Natürlich wollte ich als Jackson-Fan einmal ein Livekonzert miterleben. 1997 bot sich die Gelegenheit und ich fuhr mit Mann und Teeniesohn nach München. Es war ein Spektakel der Superlative im Olympiastadion. Das Stadion war gerammelt voll mit 60000 Fans trotz Regen bis zum Konzertauftakt. 600000 Watt schienen die Steine, auf denen wir standen, zum Erschüttern zu bringen - und wer, wie mein Mann, das Pech hatte, bei den ersten Bassklängen zufällig in einem der blechernen Toilettenhäuschen zu stehen, die sich zu Hunderten oberhalb der Zuschauerreihen befanden, brauchte wohl eine Weile, um seinen Puls wieder runterzufahren.
Die Akustik war bombastisch, die Bühnenshow atemberaubend, die Tanzeinlagen absolut perfekt - nur Michaels Stimme war leider nicht live.
Da ich zuhause tausende Male die Songs gespielt hatte, kannte ich jede noch so kleine Klangfärbung.

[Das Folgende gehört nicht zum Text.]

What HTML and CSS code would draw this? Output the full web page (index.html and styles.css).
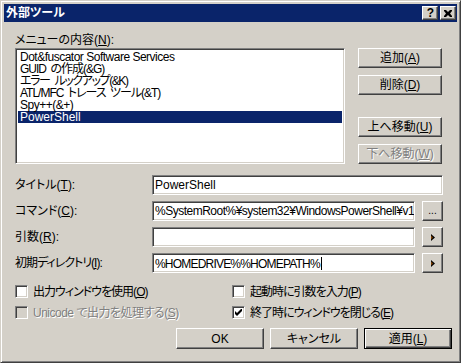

Live hätten sich durch die wilden Tanzeinlagen unwillkürlich Abweichungen von den Studioaufnahmen ergeben, aber darauf wartete ich vergebens. Michael bemühte sich mit seinem Headset einen Liveeindruck abzugeben, aber ich hatte ihn nach den ersten Songs durchschaut und fühlte mich ein wenig betrogen. So, wie ich sie hörte, hatte ich die Songs zuhause.
Trotzdem war es ein tolles Erlebnis - bis hin zum letzten "Earth-Song", als ein Panzer auf die Bühne rollte und mit Maschinengewehren bewaffnete Männer heraus sprangen.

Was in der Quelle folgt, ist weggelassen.